The European executive Commission is pushing forth a special court to resolve any disputes involving investors, as a part of a massive free trade deal it is negotiating with the United States.
The system would replace the widely criticized private tribunals proposed by Washington - one of the most controversial elements of the Transatlantic Trade and Investment Partnership (TTIP) deal.
"There is a fundamental lack of public trust in the old model," EU Trade Commissioner Cecilia Malmström said during a press conference in Brussels on Wednesday. "What we are proposing for the TTIP is a court-like system."
TTIP aims to create the world's largest free trade zone, comprising 800 million consumers on both sides of the Atlantic.

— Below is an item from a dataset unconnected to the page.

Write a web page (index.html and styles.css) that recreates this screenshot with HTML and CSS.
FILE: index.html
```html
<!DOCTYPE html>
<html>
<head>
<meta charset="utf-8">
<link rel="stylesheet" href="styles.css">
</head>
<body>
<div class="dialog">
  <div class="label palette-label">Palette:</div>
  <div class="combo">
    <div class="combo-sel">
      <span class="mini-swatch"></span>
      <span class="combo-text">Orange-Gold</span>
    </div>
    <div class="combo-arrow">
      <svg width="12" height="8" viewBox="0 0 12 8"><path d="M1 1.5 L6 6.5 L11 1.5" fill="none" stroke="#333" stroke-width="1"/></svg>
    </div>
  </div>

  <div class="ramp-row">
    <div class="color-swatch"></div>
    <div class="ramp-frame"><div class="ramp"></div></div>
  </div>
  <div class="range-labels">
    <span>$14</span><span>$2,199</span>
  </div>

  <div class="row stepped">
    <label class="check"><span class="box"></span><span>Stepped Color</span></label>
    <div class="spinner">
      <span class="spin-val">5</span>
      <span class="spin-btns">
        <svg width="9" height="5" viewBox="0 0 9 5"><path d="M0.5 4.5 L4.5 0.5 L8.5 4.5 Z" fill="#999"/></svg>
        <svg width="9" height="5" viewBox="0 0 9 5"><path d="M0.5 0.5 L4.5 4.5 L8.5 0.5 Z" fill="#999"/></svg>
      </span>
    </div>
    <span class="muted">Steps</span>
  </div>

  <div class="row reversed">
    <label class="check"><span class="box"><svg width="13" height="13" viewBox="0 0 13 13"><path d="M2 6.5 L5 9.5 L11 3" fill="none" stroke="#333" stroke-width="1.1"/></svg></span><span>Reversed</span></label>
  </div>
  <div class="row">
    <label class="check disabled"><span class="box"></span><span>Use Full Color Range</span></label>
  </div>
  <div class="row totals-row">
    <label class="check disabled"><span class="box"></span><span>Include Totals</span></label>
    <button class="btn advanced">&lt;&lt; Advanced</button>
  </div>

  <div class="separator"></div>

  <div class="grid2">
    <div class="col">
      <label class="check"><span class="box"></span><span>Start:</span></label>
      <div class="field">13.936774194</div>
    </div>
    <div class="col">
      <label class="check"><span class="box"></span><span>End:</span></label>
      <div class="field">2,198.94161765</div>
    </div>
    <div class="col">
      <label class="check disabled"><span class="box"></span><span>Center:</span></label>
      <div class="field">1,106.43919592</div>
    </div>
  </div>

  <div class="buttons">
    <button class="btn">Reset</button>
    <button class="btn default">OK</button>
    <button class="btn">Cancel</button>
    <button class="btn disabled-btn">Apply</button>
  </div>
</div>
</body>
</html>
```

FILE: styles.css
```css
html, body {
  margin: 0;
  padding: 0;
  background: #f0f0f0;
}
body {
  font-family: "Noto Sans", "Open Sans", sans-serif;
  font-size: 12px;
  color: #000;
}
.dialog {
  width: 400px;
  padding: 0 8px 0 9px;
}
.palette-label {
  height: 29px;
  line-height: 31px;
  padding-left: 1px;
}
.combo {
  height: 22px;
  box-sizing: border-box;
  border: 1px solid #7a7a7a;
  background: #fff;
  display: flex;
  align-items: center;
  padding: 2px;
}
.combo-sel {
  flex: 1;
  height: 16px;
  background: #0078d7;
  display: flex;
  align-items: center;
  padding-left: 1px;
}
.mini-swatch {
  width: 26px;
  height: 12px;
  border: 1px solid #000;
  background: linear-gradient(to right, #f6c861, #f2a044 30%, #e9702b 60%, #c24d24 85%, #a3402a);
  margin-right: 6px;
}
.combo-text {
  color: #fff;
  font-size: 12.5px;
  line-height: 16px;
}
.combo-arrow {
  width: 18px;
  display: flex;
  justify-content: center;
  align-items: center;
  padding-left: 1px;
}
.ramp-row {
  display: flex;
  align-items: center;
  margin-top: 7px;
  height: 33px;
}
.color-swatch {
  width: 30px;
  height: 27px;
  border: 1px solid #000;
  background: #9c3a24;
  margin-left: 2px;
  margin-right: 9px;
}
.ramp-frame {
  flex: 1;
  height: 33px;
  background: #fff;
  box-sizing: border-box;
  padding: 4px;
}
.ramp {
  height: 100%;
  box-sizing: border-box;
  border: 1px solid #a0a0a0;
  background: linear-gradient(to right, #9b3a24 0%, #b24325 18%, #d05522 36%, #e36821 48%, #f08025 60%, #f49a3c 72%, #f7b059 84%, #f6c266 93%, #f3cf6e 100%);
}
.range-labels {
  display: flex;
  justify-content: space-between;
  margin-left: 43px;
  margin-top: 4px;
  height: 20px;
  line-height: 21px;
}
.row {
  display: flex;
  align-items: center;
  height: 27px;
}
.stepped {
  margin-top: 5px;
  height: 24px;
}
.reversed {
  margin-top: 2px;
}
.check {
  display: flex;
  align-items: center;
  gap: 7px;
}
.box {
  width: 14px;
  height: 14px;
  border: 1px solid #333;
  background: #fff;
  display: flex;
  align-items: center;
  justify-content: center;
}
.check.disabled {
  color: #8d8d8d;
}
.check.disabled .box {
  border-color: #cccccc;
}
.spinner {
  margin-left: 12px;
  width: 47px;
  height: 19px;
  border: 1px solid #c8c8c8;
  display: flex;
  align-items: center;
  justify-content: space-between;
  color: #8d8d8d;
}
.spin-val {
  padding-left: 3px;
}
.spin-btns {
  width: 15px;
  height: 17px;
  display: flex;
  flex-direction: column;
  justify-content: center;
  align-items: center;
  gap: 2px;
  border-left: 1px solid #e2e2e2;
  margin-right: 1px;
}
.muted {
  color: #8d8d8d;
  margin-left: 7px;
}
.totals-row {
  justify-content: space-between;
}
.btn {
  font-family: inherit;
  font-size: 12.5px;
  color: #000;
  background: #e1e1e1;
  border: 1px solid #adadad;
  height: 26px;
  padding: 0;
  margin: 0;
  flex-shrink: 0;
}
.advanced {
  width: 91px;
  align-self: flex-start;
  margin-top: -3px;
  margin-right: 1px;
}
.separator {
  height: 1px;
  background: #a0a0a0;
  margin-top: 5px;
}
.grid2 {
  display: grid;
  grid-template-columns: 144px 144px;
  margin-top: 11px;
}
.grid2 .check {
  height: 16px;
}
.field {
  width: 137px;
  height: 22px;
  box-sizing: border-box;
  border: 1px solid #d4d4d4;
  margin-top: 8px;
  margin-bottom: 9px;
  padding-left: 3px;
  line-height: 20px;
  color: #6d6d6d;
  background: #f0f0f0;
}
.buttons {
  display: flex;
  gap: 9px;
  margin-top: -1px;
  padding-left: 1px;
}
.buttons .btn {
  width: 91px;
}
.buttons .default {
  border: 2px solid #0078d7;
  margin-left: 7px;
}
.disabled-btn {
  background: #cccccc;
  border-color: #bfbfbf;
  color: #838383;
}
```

Proponents argue the pact could jump-start EU's faltering economy, creating new jobs in the United States and the 28-member bloc. They add the EU and US should join forces to prevent Asia from taking on a lead role in world trade.
But opponents fear the deal could lead to a weakening of standards designed to protect consumers, workers and the environment. They also point out that TTIP would do away with import duties, which bring in billions of dollars annually into state or EU coffers.
Talks for TTIP between the US and the EU began in 2013, but were bogged down by concerns over corporations evading national laws. As a part of the pact, Washington had insisted that private companies be allowed to sue governments before special tribunals - a system called the investor-to-state dispute settlement, or ISDS.
But critics said that would allow commercial interests to force governments to change state regulation, undercutting democratic oversight.
The EU said the dispute court would be composed of judges, who would be publicly appointed by the EU and US, instead of professional arbitrators.
"We want to establish a new system built around the elements that make citizens trust domestic or international courts," EU's Malmström added.